PROBLEM DETAILS → Repeat all the records exactly, omitting pictures.

Data items
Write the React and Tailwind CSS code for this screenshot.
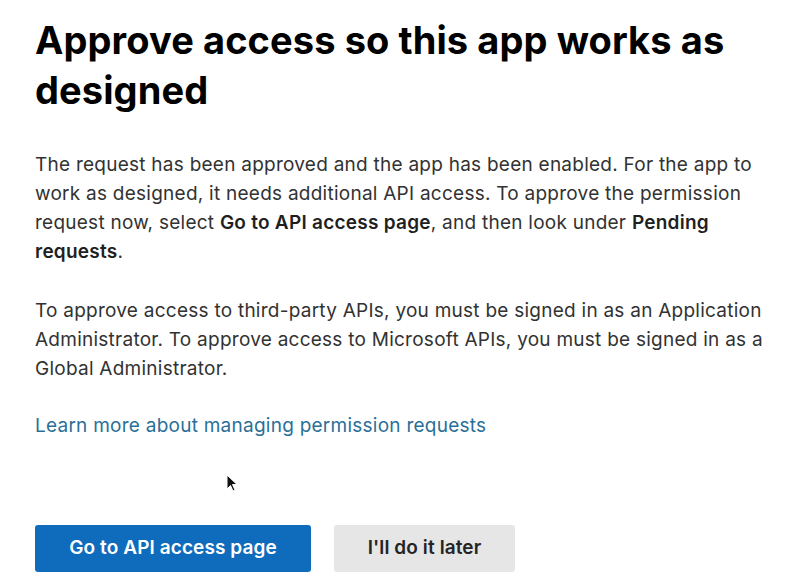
export default function App() {
  return (
    <div className="relative min-h-[584px] bg-white pl-[35px] pr-[18px] pt-[15px] font-['Inter','Liberation_Sans',sans-serif] text-[#242424]">
      <h1 className="text-[38px] font-bold leading-[50px] text-black tracking-[0.1px]">
        Approve access so this app works as
        <br />
        designed
      </h1>

      <p className="mt-[35px] text-[19px] leading-[29px] tracking-[0.25px] text-[#323232]">
        The request has been approved and the app has been enabled. For the app to
        work as designed, it needs additional API access. To approve the permission
        request now, select <b className="font-semibold text-[#1f1f1f]">Go to API access page</b>, and
        then look under <b className="font-semibold text-[#1f1f1f]">Pending requests</b>.
      </p>

      <p className="mt-[30px] text-[19px] leading-[29px] tracking-[0.25px] text-[#323232]">
        To approve access to third-party APIs, you must be signed in as an Application
        Administrator. To approve access to Microsoft APIs, you must be signed in as a
        Global Administrator.
      </p>

      <a href="#" className="mt-[28px] block text-[19px] leading-[29px] tracking-[0.25px] text-[#2a6f97]">
        Learn more about managing permission requests
      </a>

      <div className="mt-[85px] flex gap-[23px]">
        <button className="h-[47px] w-[276px] rounded-[3px] bg-[#0f6cbd] text-[19px] font-semibold tracking-[0.1px] text-white">
          Go to API access page
        </button>
        <button className="h-[47px] w-[181px] rounded-[3px] bg-[#e6e6e6] text-[19px] font-semibold tracking-[0.1px] text-[#242424]">
          I'll do it later
        </button>
      </div>

      {/* mouse pointer */}
      <svg className="absolute left-[226px] top-[474px]" width="12" height="18" viewBox="0 0 12 18">
        <path d="M1 1 L1 15 L4.5 11.5 L7 17 L9 16 L6.5 10.5 L11 10.5 Z" fill="#111" stroke="#fff" strokeWidth="1" />
      </svg>
    </div>
  );
}
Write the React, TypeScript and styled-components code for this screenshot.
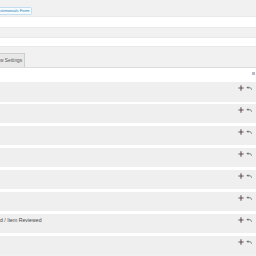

FULL RESPONSE →
Write the React and Tailwind CSS code for this screenshot.
export default function App() {
  return (
    <div className="relative min-h-[584px] bg-white pl-[35px] pr-[18px] pt-[15px] font-['Inter','Liberation_Sans',sans-serif] text-[#242424]">
      <h1 className="text-[38px] font-bold leading-[50px] text-black tracking-[0.1px]">
        Approve access so this app works as
        <br />
        designed
      </h1>

      <p className="mt-[35px] text-[19px] leading-[29px] tracking-[0.25px] text-[#323232]">
        The request has been approved and the app has been enabled. For the app to
        work as designed, it needs additional API access. To approve the permission
        request now, select <b className="font-semibold text-[#1f1f1f]">Go to API access page</b>, and
        then look under <b className="font-semibold text-[#1f1f1f]">Pending requests</b>.
      </p>

      <p className="mt-[30px] text-[19px] leading-[29px] tracking-[0.25px] text-[#323232]">
        To approve access to third-party APIs, you must be signed in as an Application
        Administrator. To approve access to Microsoft APIs, you must be signed in as a
        Global Administrator.
      </p>

      <a href="#" className="mt-[28px] block text-[19px] leading-[29px] tracking-[0.25px] text-[#2a6f97]">
        Learn more about managing permission requests
      </a>

      <div className="mt-[85px] flex gap-[23px]">
        <button className="h-[47px] w-[276px] rounded-[3px] bg-[#0f6cbd] text-[19px] font-semibold tracking-[0.1px] text-white">
          Go to API access page
        </button>
        <button className="h-[47px] w-[181px] rounded-[3px] bg-[#e6e6e6] text-[19px] font-semibold tracking-[0.1px] text-[#242424]">
          I'll do it later
        </button>
      </div>

      {/* mouse pointer */}
      <svg className="absolute left-[226px] top-[474px]" width="12" height="18" viewBox="0 0 12 18">
        <path d="M1 1 L1 15 L4.5 11.5 L7 17 L9 16 L6.5 10.5 L11 10.5 Z" fill="#111" stroke="#fff" strokeWidth="1" />
      </svg>
    </div>
  );
}
Write the React, TypeScript and styled-components code for this screenshot.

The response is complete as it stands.